- _Recorded data_:
************
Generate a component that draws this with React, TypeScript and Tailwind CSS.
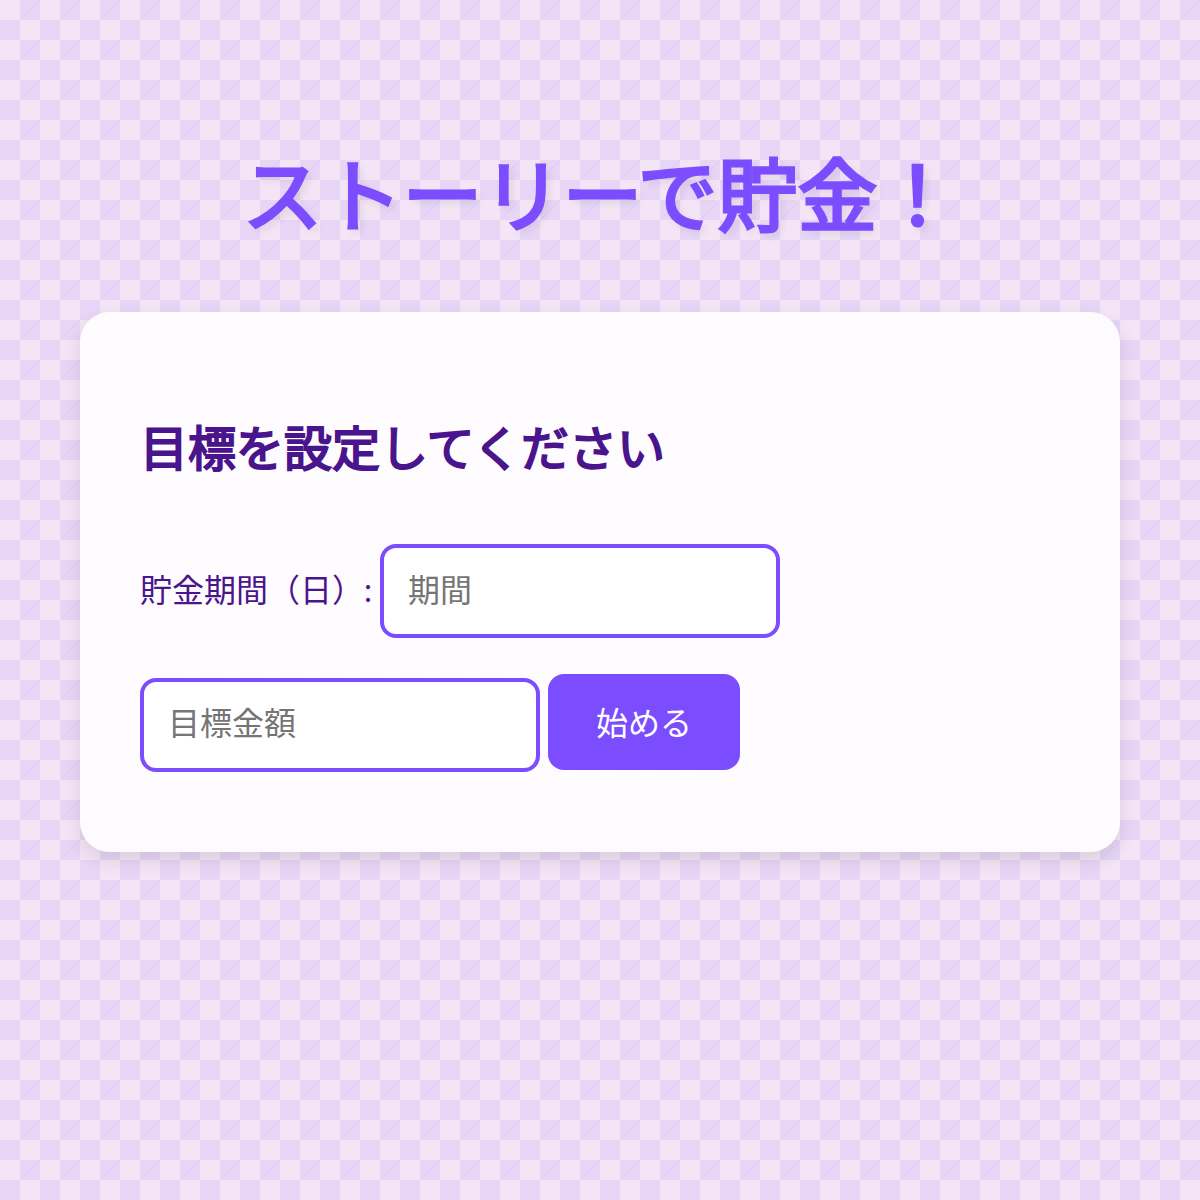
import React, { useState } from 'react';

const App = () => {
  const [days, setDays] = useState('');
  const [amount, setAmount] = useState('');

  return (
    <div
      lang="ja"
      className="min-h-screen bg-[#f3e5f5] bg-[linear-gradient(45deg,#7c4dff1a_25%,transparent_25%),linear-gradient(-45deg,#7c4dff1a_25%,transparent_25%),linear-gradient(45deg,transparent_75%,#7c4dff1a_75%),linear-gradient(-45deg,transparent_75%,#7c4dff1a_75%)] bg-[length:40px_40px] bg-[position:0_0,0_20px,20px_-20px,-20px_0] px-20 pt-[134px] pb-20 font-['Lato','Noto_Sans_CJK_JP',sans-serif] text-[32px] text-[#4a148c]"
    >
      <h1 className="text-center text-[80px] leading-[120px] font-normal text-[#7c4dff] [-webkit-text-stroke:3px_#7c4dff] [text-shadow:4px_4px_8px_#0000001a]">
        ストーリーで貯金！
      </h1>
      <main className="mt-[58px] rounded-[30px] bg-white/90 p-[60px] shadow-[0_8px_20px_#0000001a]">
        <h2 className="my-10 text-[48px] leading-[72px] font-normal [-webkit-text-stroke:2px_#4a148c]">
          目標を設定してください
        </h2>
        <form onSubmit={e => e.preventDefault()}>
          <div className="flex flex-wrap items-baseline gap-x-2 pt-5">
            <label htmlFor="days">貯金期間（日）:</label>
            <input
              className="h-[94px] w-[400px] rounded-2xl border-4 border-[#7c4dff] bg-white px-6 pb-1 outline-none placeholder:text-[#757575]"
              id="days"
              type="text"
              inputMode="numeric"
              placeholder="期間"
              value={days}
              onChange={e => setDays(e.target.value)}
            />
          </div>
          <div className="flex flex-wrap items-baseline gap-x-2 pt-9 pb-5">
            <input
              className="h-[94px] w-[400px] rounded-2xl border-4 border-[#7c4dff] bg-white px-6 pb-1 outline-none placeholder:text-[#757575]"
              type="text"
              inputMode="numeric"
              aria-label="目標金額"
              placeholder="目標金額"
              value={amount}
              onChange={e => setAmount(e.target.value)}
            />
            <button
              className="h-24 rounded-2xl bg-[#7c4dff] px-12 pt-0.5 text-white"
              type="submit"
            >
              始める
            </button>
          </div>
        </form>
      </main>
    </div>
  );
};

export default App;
************
- _Set task_:
Extract every line of the data exactly; pictures stay out.

- _Task solution_:
Generate a component that draws this with React, TypeScript and Tailwind CSS.
import React, { useState } from 'react';

const App = () => {
  const [days, setDays] = useState('');
  const [amount, setAmount] = useState('');

  return (
    <div
      lang="ja"
      className="min-h-screen bg-[#f3e5f5] bg-[linear-gradient(45deg,#7c4dff1a_25%,transparent_25%),linear-gradient(-45deg,#7c4dff1a_25%,transparent_25%),linear-gradient(45deg,transparent_75%,#7c4dff1a_75%),linear-gradient(-45deg,transparent_75%,#7c4dff1a_75%)] bg-[length:40px_40px] bg-[position:0_0,0_20px,20px_-20px,-20px_0] px-20 pt-[134px] pb-20 font-['Lato','Noto_Sans_CJK_JP',sans-serif] text-[32px] text-[#4a148c]"
    >
      <h1 className="text-center text-[80px] leading-[120px] font-normal text-[#7c4dff] [-webkit-text-stroke:3px_#7c4dff] [text-shadow:4px_4px_8px_#0000001a]">
        ストーリーで貯金！
      </h1>
      <main className="mt-[58px] rounded-[30px] bg-white/90 p-[60px] shadow-[0_8px_20px_#0000001a]">
        <h2 className="my-10 text-[48px] leading-[72px] font-normal [-webkit-text-stroke:2px_#4a148c]">
          目標を設定してください
        </h2>
        <form onSubmit={e => e.preventDefault()}>
          <div className="flex flex-wrap items-baseline gap-x-2 pt-5">
            <label htmlFor="days">貯金期間（日）:</label>
            <input
              className="h-[94px] w-[400px] rounded-2xl border-4 border-[#7c4dff] bg-white px-6 pb-1 outline-none placeholder:text-[#757575]"
              id="days"
              type="text"
              inputMode="numeric"
              placeholder="期間"
              value={days}
              onChange={e => setDays(e.target.value)}
            />
          </div>
          <div className="flex flex-wrap items-baseline gap-x-2 pt-9 pb-5">
            <input
              className="h-[94px] w-[400px] rounded-2xl border-4 border-[#7c4dff] bg-white px-6 pb-1 outline-none placeholder:text-[#757575]"
              type="text"
              inputMode="numeric"
              aria-label="目標金額"
              placeholder="目標金額"
              value={amount}
              onChange={e => setAmount(e.target.value)}
            />
            <button
              className="h-24 rounded-2xl bg-[#7c4dff] px-12 pt-0.5 text-white"
              type="submit"
            >
              始める
            </button>
          </div>
        </form>
      </main>
    </div>
  );
};

export default App;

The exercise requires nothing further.